GIVEN PROBLEM
How many lines of these records hold the string "that"? Reply with the number alone.

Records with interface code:

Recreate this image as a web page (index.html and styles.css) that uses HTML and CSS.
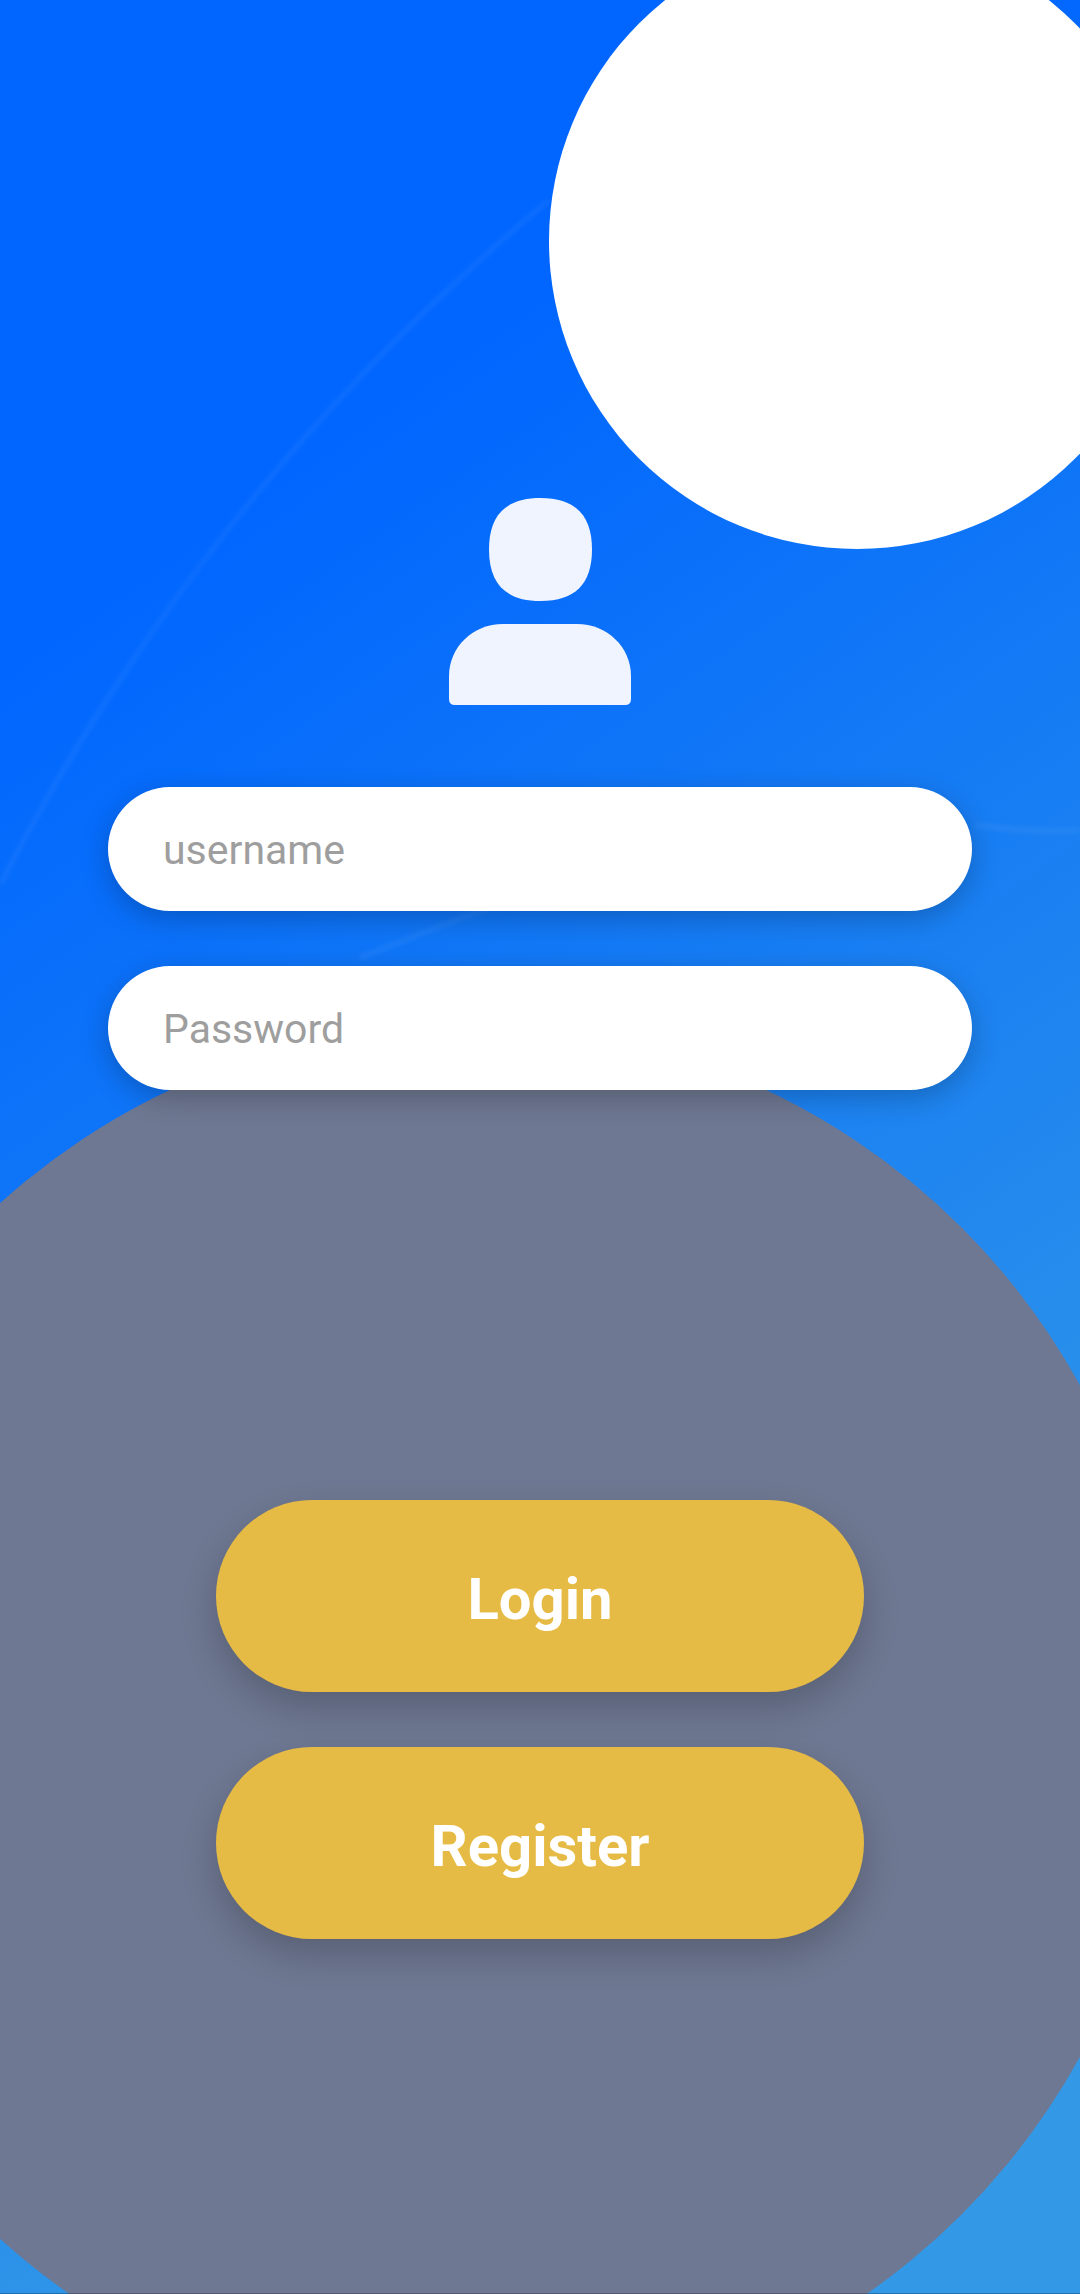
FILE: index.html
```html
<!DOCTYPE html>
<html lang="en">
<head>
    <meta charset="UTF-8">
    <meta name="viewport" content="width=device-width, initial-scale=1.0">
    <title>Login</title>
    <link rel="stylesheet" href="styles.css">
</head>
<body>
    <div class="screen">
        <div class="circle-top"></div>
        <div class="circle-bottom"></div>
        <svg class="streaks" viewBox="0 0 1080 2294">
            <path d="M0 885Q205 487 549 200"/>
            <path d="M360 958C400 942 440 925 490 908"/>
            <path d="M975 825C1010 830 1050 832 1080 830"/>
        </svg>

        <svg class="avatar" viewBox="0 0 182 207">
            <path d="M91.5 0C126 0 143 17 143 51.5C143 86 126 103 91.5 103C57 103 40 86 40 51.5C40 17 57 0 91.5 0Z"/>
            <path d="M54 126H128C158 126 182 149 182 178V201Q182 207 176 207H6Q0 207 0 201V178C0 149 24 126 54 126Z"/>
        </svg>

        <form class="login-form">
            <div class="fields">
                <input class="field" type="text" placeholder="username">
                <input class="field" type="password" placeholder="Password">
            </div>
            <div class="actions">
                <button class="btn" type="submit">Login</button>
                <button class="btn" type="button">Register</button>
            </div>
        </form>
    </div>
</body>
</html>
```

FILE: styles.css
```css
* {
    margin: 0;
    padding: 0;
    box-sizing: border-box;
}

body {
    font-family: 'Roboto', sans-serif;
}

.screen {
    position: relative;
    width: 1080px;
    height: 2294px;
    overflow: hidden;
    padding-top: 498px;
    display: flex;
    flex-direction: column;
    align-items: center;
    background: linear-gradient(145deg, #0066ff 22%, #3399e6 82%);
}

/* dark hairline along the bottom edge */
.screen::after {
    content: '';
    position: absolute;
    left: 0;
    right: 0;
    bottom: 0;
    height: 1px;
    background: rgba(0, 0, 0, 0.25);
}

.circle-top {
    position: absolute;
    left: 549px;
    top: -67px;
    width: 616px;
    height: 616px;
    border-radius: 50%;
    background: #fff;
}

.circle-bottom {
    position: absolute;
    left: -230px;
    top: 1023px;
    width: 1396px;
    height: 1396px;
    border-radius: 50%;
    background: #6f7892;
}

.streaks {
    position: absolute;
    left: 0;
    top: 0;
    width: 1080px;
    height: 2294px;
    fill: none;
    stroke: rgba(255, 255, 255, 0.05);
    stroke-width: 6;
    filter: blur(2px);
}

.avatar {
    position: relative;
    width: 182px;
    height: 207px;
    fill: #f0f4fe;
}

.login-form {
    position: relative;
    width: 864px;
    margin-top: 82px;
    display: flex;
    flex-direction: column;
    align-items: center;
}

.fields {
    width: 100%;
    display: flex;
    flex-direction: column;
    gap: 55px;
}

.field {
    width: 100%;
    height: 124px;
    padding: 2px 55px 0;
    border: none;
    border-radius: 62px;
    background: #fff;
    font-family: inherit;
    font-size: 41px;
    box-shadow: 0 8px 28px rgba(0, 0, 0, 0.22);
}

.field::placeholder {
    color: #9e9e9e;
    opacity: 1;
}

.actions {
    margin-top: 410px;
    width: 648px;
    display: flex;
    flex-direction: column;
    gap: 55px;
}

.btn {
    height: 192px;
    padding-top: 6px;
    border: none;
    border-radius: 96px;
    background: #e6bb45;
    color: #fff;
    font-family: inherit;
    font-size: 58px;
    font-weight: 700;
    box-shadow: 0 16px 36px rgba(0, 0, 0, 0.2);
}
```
---
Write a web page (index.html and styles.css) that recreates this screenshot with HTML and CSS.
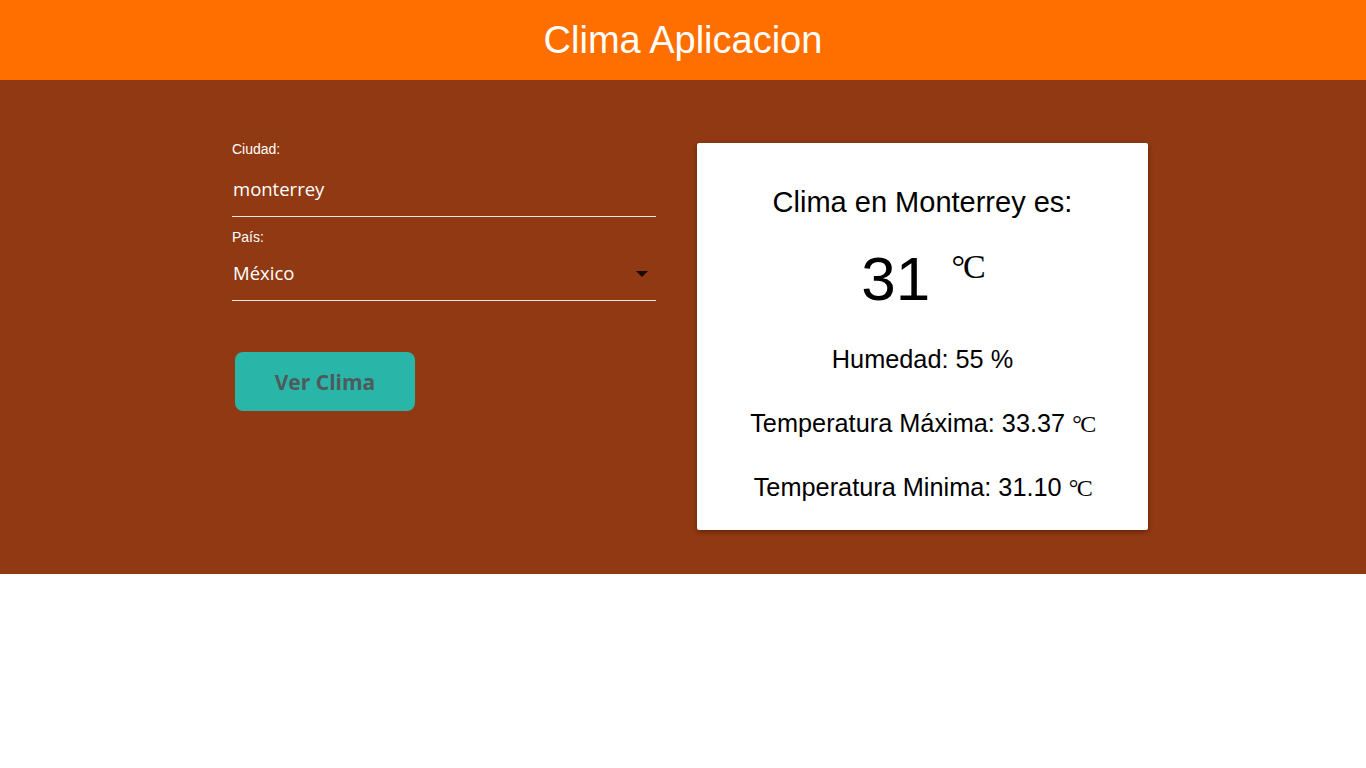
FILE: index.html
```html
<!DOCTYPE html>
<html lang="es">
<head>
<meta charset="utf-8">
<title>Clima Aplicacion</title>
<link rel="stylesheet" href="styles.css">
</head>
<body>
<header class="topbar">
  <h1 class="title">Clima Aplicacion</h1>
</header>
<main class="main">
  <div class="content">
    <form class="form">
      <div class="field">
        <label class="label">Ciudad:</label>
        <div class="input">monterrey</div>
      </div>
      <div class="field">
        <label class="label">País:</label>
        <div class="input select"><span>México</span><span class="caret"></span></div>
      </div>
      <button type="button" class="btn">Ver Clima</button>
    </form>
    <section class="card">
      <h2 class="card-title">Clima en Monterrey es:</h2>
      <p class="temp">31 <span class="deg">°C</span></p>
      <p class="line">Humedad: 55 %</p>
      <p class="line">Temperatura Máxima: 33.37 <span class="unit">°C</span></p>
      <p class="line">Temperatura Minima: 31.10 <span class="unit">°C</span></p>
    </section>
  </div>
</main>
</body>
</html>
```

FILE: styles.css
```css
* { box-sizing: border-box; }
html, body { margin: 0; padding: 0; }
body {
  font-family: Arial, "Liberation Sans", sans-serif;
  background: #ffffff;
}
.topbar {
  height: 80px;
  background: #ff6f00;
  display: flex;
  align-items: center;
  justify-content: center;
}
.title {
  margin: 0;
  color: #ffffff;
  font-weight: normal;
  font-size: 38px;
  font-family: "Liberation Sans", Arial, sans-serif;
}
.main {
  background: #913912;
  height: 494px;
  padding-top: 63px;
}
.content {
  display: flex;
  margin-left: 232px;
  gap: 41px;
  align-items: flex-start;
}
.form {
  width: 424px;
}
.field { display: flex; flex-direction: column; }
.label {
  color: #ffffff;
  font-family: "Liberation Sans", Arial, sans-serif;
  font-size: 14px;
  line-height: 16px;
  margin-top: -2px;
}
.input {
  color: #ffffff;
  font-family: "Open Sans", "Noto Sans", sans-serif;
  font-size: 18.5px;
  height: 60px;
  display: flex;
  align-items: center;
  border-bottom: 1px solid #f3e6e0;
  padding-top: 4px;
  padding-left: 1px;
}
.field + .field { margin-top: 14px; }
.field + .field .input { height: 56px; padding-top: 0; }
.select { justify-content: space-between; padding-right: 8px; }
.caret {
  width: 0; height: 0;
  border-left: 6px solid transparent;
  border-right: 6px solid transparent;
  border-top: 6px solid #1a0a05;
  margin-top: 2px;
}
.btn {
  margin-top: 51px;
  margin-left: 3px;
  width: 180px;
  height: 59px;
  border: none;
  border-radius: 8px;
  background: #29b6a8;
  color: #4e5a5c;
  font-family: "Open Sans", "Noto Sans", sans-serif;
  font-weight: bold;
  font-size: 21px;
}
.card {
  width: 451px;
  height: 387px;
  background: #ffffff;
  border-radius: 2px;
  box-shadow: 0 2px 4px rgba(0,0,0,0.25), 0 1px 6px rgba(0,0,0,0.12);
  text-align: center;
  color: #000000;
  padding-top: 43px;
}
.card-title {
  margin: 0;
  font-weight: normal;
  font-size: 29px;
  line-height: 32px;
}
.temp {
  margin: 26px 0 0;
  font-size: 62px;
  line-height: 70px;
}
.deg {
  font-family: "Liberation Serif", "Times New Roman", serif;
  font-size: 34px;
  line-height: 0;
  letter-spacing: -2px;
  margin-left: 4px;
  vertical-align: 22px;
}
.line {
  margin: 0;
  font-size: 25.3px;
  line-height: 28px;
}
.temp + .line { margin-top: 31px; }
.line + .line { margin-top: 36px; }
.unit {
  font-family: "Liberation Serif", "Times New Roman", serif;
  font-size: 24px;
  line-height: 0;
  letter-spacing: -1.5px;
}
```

FINAL RESULT
2